■ **PROBLEM TO SOLVE**
Show every line of the records below that contains the word "this".

■ **EXERCISE DATA**
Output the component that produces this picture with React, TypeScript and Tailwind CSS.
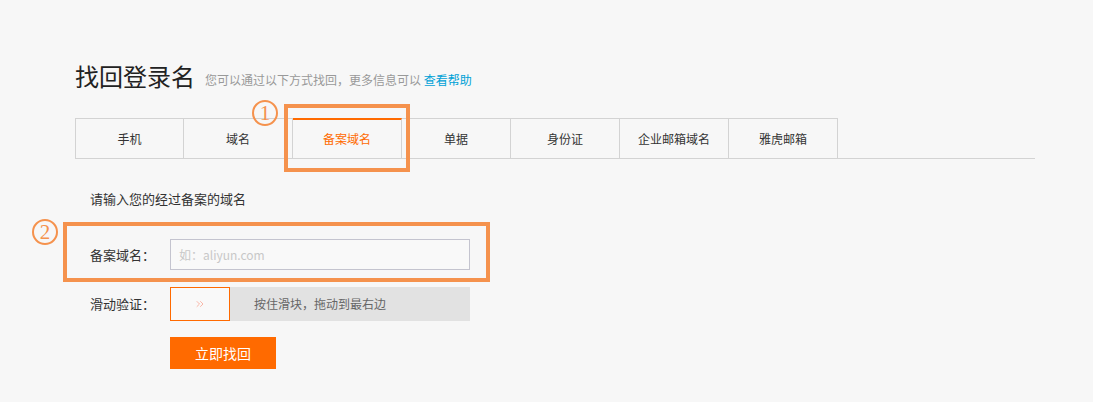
import { ChevronsRight } from "lucide-react";

const tabs = ["手机", "域名", "备案域名", "单据", "身份证", "企业邮箱域名", "雅虎邮箱"];

function Mark({ n, className }: { n: string; className: string }) {
  return (
    <div
      className={`absolute w-[26px] h-[26px] rounded-full border-2 border-[#f5924d] flex items-center justify-center text-[21px] leading-none text-[#f5924d] ${className}`}
      style={{ fontFamily: '"Liberation Serif", serif' }}
    >
      {n}
    </div>
  );
}

export default function App() {
  return (
    <div
      className="relative h-[402px] w-[1093px] overflow-hidden bg-[#f7f7f7] text-[#333]"
      style={{ fontFamily: '"Noto Sans CJK SC", "Noto Sans", sans-serif' }}
    >
      <div className="pl-[75px] pt-[58px]">
        <div className="flex items-end h-[36px]">
          <h1 className="text-[24px] leading-[36px] text-[#222] font-normal">找回登录名</h1>
          <p className="ml-[10px] mb-[5px] text-[12px] leading-[18px] text-[#999]">
            您可以通过以下方式找回，更多信息可以 <span className="text-[#00a1d6]">查看帮助</span>
          </p>
        </div>

        <div className="mt-[24px] flex w-[960px] border-b border-[#d3d3d3]">
          {tabs.map((t, i) => {
            const active = i === 2;
            return (
              <div
                key={t}
                className={
                  active
                    ? "w-[109px] h-[40px] -mb-px flex items-center justify-center border-t-2 border-t-[#ff6a00] border-r border-r-[#d3d3d3] bg-[#f7f7f7] text-[12px] text-[#ff6a00]"
                    : i === 0
                    ? "w-[109px] h-[40px] flex items-center justify-center border-t border-l border-r border-[#d3d3d3] text-[12px]"
                    : "w-[109px] h-[40px] flex items-center justify-center border-t border-r border-[#d3d3d3] text-[12px]"
                }
              >
                {t}
              </div>
            );
          })}
        </div>

        <div className="pl-[15px]">
          <p className="mt-[31px] text-[13px] leading-[18px]">请输入您的经过备案的域名</p>

          <div className="mt-[31px] flex items-center">
            <span className="w-[80px] text-[13px]">备案域名：</span>
            <div className="w-[300px] h-[31px] border border-[#c4c4cf] bg-[#f9f9f9] flex items-center px-[8px] text-[12px] text-[#c8c8c8]">
              如：aliyun.com
            </div>
          </div>

          <div className="mt-[17px] flex items-center">
            <span className="w-[80px] text-[13px]">滑动验证：</span>
            <div className="w-[300px] h-[34px] bg-[#e2e2e2] flex items-center">
              <div className="w-[60px] h-[34px] border border-[#ff6a00] bg-[#f9f9f9] flex items-center justify-center text-[#f8a08c]">
                <ChevronsRight size={12} strokeWidth={1.5} />
              </div>
              <span className="ml-[24px] text-[12px] text-[#666]">按住滑块，拖动到最右边</span>
            </div>
          </div>

          <button className="mt-[16px] ml-[80px] w-[106px] h-[32px] bg-[#ff6a00] text-white text-[14px]">
            立即找回
          </button>
        </div>
      </div>

      <div className="absolute left-[284px] top-[104px] w-[126px] h-[68px] border-4 border-[#f5924d]" />
      <Mark n="1" className="left-[252px] top-[100px]" />
      <div className="absolute left-[63px] top-[222px] w-[427px] h-[60px] border-4 border-[#f5924d]" />
      <Mark n="2" className="left-[32px] top-[219px]" />
    </div>
  );
}
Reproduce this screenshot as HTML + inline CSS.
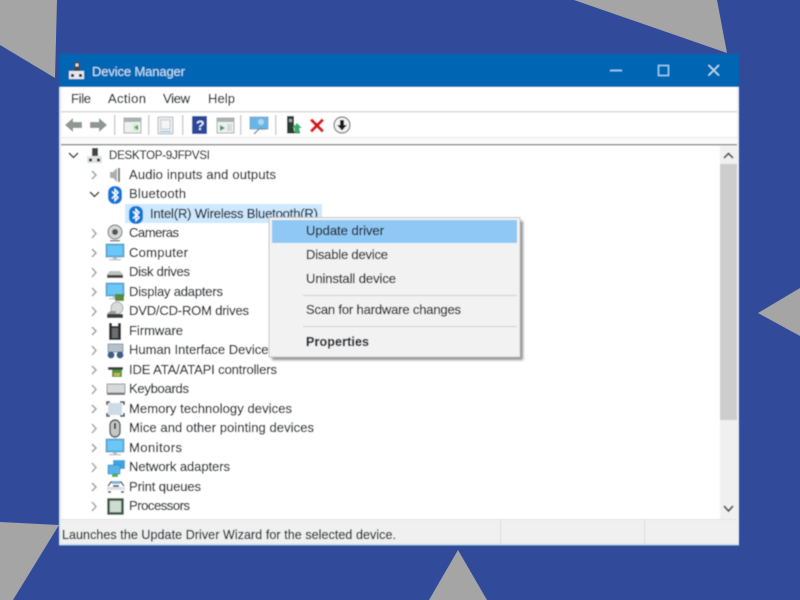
<!DOCTYPE html>
<html><head><meta charset="utf-8"><title>Device Manager</title>
<style>
html,body{margin:0;padding:0;background:#314a9a;width:800px;height:600px;overflow:hidden}
svg{display:block}
text{font-family:"Liberation Sans",sans-serif;font-size:13px;fill:#24272b;stroke:#24272b;stroke-width:0.25px}
.chev{fill:none;stroke:#a6a6a6;stroke-width:1.6}
.open{fill:none;stroke:#444;stroke-width:1.6}
</style></head><body>
<svg width="800" height="600" viewBox="0 0 800 600" xmlns="http://www.w3.org/2000/svg">
<defs>
<filter id="b" x="-5%" y="-5%" width="110%" height="110%"><feGaussianBlur stdDeviation="0.4"/></filter>
<filter id="s" x="-10%" y="-10%" width="120%" height="120%"><feGaussianBlur stdDeviation="1.3"/></filter>
<g id="bt"><rect x="-7" y="-9" width="14" height="18" rx="6.5" fill="#0f78d8"/><path d="M-3-3.5 3 2.5 0 5.5V-5.5L3-2.5-3 3.5" fill="none" stroke="#fff" stroke-width="1.3"/></g>
<g id="mon"><rect x="-9" y="-8" width="18" height="13" fill="#3fa9e8" stroke="#7aa7c4"/><rect x="-7.5" y="-6.5" width="15" height="10" fill="#6cc7f5"/><rect x="-2" y="5" width="4" height="2" fill="#aab8c2"/><rect x="-6" y="7" width="12" height="1.5" fill="#c2cad0"/></g>
</defs>
<rect width="800" height="600" fill="#314a9a"/>
<g fill="#a5a5a5">
<polygon points="0,0 57,0 55,78 0,45"/>
<polygon points="574,0 717,0 727,53"/>
<polygon points="800,288 758,313 800,336"/>
<polygon points="458,550 429,600 487,600"/>
<polygon points="0,522 59,525 13,600 0,600"/>
</g>
<g filter="url(#b)">
<!-- window -->
<rect x="59" y="54" width="680" height="491" fill="#fff"/>
<rect x="59" y="54" width="680" height="33" fill="#0566b4"/>
<rect x="59" y="87" width="2" height="458" fill="#dfe9ef"/>
<rect x="737" y="87" width="2" height="458" fill="#e9f0f4"/>
<text x="92" y="76" textLength="93" style="fill:#c6e4f7;stroke:none">Device Manager</text>
<g>
<rect x="74" y="62" width="6" height="9" fill="#444"/><rect x="75.5" y="63.5" width="3" height="3" fill="#dde"/>
<rect x="69" y="71" width="15" height="8" fill="#e4e8ec"/><rect x="71" y="74" width="3" height="3" fill="#333"/><rect x="79" y="74" width="3" height="3" fill="#333"/>
</g>
<path d="M610 70.5H622" stroke="#9fd3f3" stroke-width="1.6"/>
<rect x="658.5" y="65.5" width="10" height="10" fill="none" stroke="#9fd3f3" stroke-width="1.4"/>
<path d="M708.5 65 719 75.5M719 65 708.5 75.5" stroke="#b9e0f7" stroke-width="1.5"/>
<!-- menu -->
<text x="71" y="103" textLength="20">File</text>
<text x="108" y="103" textLength="38">Action</text>
<text x="163" y="103" textLength="27">View</text>
<text x="208" y="103" textLength="27">Help</text>
<rect x="61" y="111" width="676" height="1.5" fill="#d9d9d9"/>
<!-- toolbar -->
<rect x="61" y="137" width="676" height="1" fill="#e8e8e8"/>
<rect x="61" y="138" width="676" height="6" fill="#fafafa"/>
<rect x="61" y="144" width="676" height="1.5" fill="#8d8d8d"/>
<path d="M65 125 73 118V122H82V128H73V132Z" fill="#8f9793"/>
<path d="M107 125 99 118V122H90V128H99V132Z" fill="#8f9793"/>
<g fill="#cfcfcf"><rect x="114" y="115" width="1.5" height="20"/><rect x="148" y="115" width="1.5" height="20"/><rect x="182" y="115" width="1.5" height="20"/><rect x="240" y="115" width="1.5" height="20"/><rect x="275" y="115" width="1.5" height="20"/></g>
<rect x="124" y="118" width="17" height="15" fill="#eef1ef" stroke="#a3aba9"/><rect x="124" y="118" width="17" height="4" fill="#aab2b1"/><rect x="133" y="124" width="6" height="7" fill="#cfe8cf"/><path d="M138 125V130L134 127.500Z" fill="#3ea35b"/>
<rect x="158" y="117" width="15" height="17" rx="1" fill="#e8ecee" stroke="#b4babd"/><rect x="161" y="120" width="9" height="9" fill="#f5f5f5" stroke="#c6cbcd"/><rect x="160" y="131" width="11" height="1.500" fill="#9bcdeb"/>
<rect x="192" y="116" width="15" height="18" fill="#2a4a9e"/><text x="196" y="130" style="font-size:14px;font-weight:bold;fill:#e8eef8;stroke:none">?</text>
<rect x="217" y="118" width="17" height="15" fill="#eef1ef" stroke="#a3aba9"/><rect x="217" y="118" width="17" height="4" fill="#aab2b1"/><path d="M220 125V131L225 128Z" fill="#3ea35b"/><rect x="227" y="124" width="5" height="7" fill="#d5dade"/>
<rect x="250" y="117" width="18" height="12" fill="#69b6e6" stroke="#7aa8c6"/><circle cx="261" cy="122" r="3" fill="#a8d8f2"/><path d="M259 129 254 134M259 129H266" stroke="#6f8a96" stroke-width="1.300" fill="none"/>
<rect x="287" y="116" width="7" height="17" fill="#2f3a33"/><rect x="289" y="119" width="3" height="3" fill="#9aa"/><rect x="287" y="131" width="13" height="2.500" fill="#2f3a33"/><path d="M297 123 302 128H299.500V133H294.500V128H292Z" fill="#35b06a"/>
<path d="M311 119.500 323 131.500M323 119.500 311 131.500" stroke="#d8131c" stroke-width="3.200"/>
<circle cx="342" cy="125" r="8" fill="#f4f4f4" stroke="#777" stroke-width="1.200"/><path d="M340 120H344V125H347L342 130.500 337 125H340Z" fill="#1c1c1c"/>
<!-- selected -->
<rect x="125" y="204" width="197" height="19" fill="#cde8ff"/>
<!-- root -->
<path d="M69 153 73.500 157.500 78 153" class="open"/>
<text x="109" y="159" textLength="101" style="font-size:11.5px">DESKTOP-9JFPVSI</text>
<rect x="92" y="148" width="6" height="8" fill="#444"/><rect x="87" y="156" width="15" height="7" fill="#dfe3e6"/><rect x="89" y="158.500" width="3" height="3" fill="#333"/><rect x="97" y="158.500" width="3" height="3" fill="#333"/>
<!-- chevrons -->
<g class="chev">
<path d="M92 171 96 175 92 179"/><path d="M92 229 96 233.500 92 238"/><path d="M92 249 96 253 92 257"/><path d="M92 268 96 272.500 92 277"/><path d="M92 288 96 292 92 296"/><path d="M92 307 96 311.500 92 316"/><path d="M92 327 96 331 92 335"/><path d="M92 346 96 350.500 92 355"/><path d="M92 366 96 370 92 374"/><path d="M92 385 96 389.500 92 394"/><path d="M92 405 96 409 92 413"/><path d="M92 424 96 428.500 92 433"/><path d="M92 444 96 448 92 452"/><path d="M92 463 96 467.500 92 472"/><path d="M92 483 96 487 92 491"/><path d="M92 502 96 506.500 92 511"/>
</g>
<path d="M90 192 94.500 196.500 99 192" class="open"/>
<!-- labels -->
<text x="129" y="179" textLength="147">Audio inputs and outputs</text>
<text x="129" y="198" textLength="57">Bluetooth</text>
<text x="150" y="218" textLength="168">Intel(R) Wireless Bluetooth(R)</text>
<text x="129" y="237" textLength="50">Cameras</text>
<text x="129" y="257" textLength="59">Computer</text>
<text x="129" y="276" textLength="61">Disk drives</text>
<text x="129" y="296" textLength="94">Display adapters</text>
<text x="129" y="315" textLength="120">DVD/CD-ROM drives</text>
<text x="129" y="335" textLength="54">Firmware</text>
<text x="129" y="354" textLength="146">Human Interface Devices</text>
<text x="129" y="374" textLength="148">IDE ATA/ATAPI controllers</text>
<text x="129" y="393" textLength="60">Keyboards</text>
<text x="129" y="413" textLength="163">Memory technology devices</text>
<text x="129" y="432" textLength="185">Mice and other pointing devices</text>
<text x="129" y="452" textLength="53">Monitors</text>
<text x="129" y="471" textLength="101">Network adapters</text>
<text x="129" y="491" textLength="72">Print queues</text>
<text x="129" y="510" textLength="61">Processors</text>
<!-- tree icons -->
<path d="M110 172H113L117 168V182L113 178H110Z" fill="#a9adad"/><rect x="118" y="168" width="2" height="14" fill="#777"/>
<use href="#bt" x="115" y="195"/>
<use href="#bt" x="136" y="215"/>
<circle cx="115" cy="232" r="7" fill="#d5d8d6" stroke="#6b6e6c"/><circle cx="115" cy="232" r="3" fill="#555"/><rect x="110" y="240" width="10" height="1.500" fill="#777"/>
<use href="#mon" x="115" y="252"/>
<path d="M107 274 110 271H120L123 274V278H107Z" fill="#bfc3c3"/><rect x="107" y="275" width="16" height="3" fill="#444"/>
<use href="#mon" x="115" y="291"/><rect x="115" y="294" width="9" height="7" fill="#5a8a3a"/>
<circle cx="117" cy="308" r="6" fill="#d8dadb" stroke="#aaa"/><rect x="107" y="314" width="16" height="4" fill="#3c3f41"/><path d="M107 314 110 311H116V314Z" fill="#9a9d9f"/>
<rect x="109" y="323" width="12" height="17" fill="#2f3133"/><rect x="112" y="323" width="6" height="3" fill="#fff"/><rect x="112" y="328" width="6" height="10" fill="#6b6e70"/>
<rect x="108" y="344" width="15" height="8" fill="#b4c0cc" stroke="#8c98a4"/><circle cx="111" cy="355" r="3.500" fill="#3b5f88"/><circle cx="120" cy="355" r="3.500" fill="#3b5f88"/>
<rect x="108" y="367" width="15" height="3" fill="#3c4a3f"/><rect x="112" y="370" width="10" height="7" fill="#4f9a4a"/><rect x="114" y="373" width="6" height="3" fill="#d5b53a"/>
<rect x="107" y="384" width="18" height="9" fill="#d6d9da" stroke="#8f9496"/><rect x="107" y="393" width="18" height="2" fill="#777"/>
<rect x="108" y="403" width="14" height="12" rx="2" fill="#ccdbe8"/><path d="M110 402H107V405M120 402H124V405M107 413V416H110M124 413V416H120" stroke="#333" stroke-width="1.500" fill="none"/>
<rect x="110" y="420" width="10" height="17" rx="5" fill="#c4c6c8" stroke="#4c4f52" stroke-width="1.400"/><rect x="114" y="423" width="2" height="6" fill="#444"/>
<use href="#mon" x="115" y="447"/>
<rect x="113" y="460" width="12" height="9" fill="#3fa3e2"/><rect x="108" y="465" width="12" height="9" fill="#55b4e8" stroke="#3188c4" stroke-width="0.700"/><rect x="112" y="474" width="6" height="3" fill="#4fae4f"/>
<path d="M108 486 111 482H121L124 486" fill="none" stroke="#444" stroke-width="1.400"/><rect x="112" y="481" width="8" height="3" fill="#7fb6d8"/><rect x="107" y="487" width="18" height="3" fill="#dde"/><path d="M108 492H111M121 492H124M113 486H119" stroke="#333" stroke-width="1.400"/>
<rect x="108.500" y="499.500" width="14" height="14" fill="#cfdcd2" stroke="#37553f" stroke-width="2.500"/>
<!-- scrollbar -->
<rect x="720" y="146" width="17" height="373" fill="#f0f0f0"/>
<rect x="720" y="164" width="17" height="256" fill="#cdcdcd"/>
<path d="M724 158 728.500 153.500 733 158M724 506 728.500 511 733 506" fill="none" stroke="#505050" stroke-width="1.800"/>
<!-- status -->
<rect x="61" y="519" width="676" height="25" fill="#f0f0f0"/>
<rect x="61" y="519" width="676" height="1" fill="#e4e4e4"/>
<rect x="59" y="544" width="680" height="1.500" fill="#b8d8ea"/>
<rect x="500" y="520" width="1" height="24" fill="#dcdcdc"/><rect x="644" y="520" width="1" height="24" fill="#dcdcdc"/>
<text x="62" y="539" textLength="334" style="font-size:12.5px">Launches the Update Driver Wizard for the selected device.</text>
<!-- context menu -->
<rect x="272" y="221" width="251" height="139" fill="#444" opacity="0.6" filter="url(#s)"/>
<rect x="269" y="217.500" width="251" height="139.500" fill="#f2f2f2" stroke="#c4c4c4"/>
<rect x="272" y="220" width="245" height="23" fill="#90c8f5"/>
<rect x="303" y="295" width="214" height="1" fill="#d0d0d0"/>
<rect x="303" y="326" width="214" height="1" fill="#d0d0d0"/>
<text x="306" y="235" textLength="78">Update driver</text>
<text x="306" y="259" textLength="82">Disable device</text>
<text x="306" y="283" textLength="90">Uninstall device</text>
<text x="306" y="314" textLength="155">Scan for hardware changes</text>
<text x="306" y="346" textLength="63" style="font-weight:bold;font-size:12.5px">Properties</text>
</g>
</svg>
</body></html>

■ **EXERCISE OUTPUT**
Output the component that produces this picture with React, TypeScript and Tailwind CSS.
Reproduce this screenshot as HTML + inline CSS.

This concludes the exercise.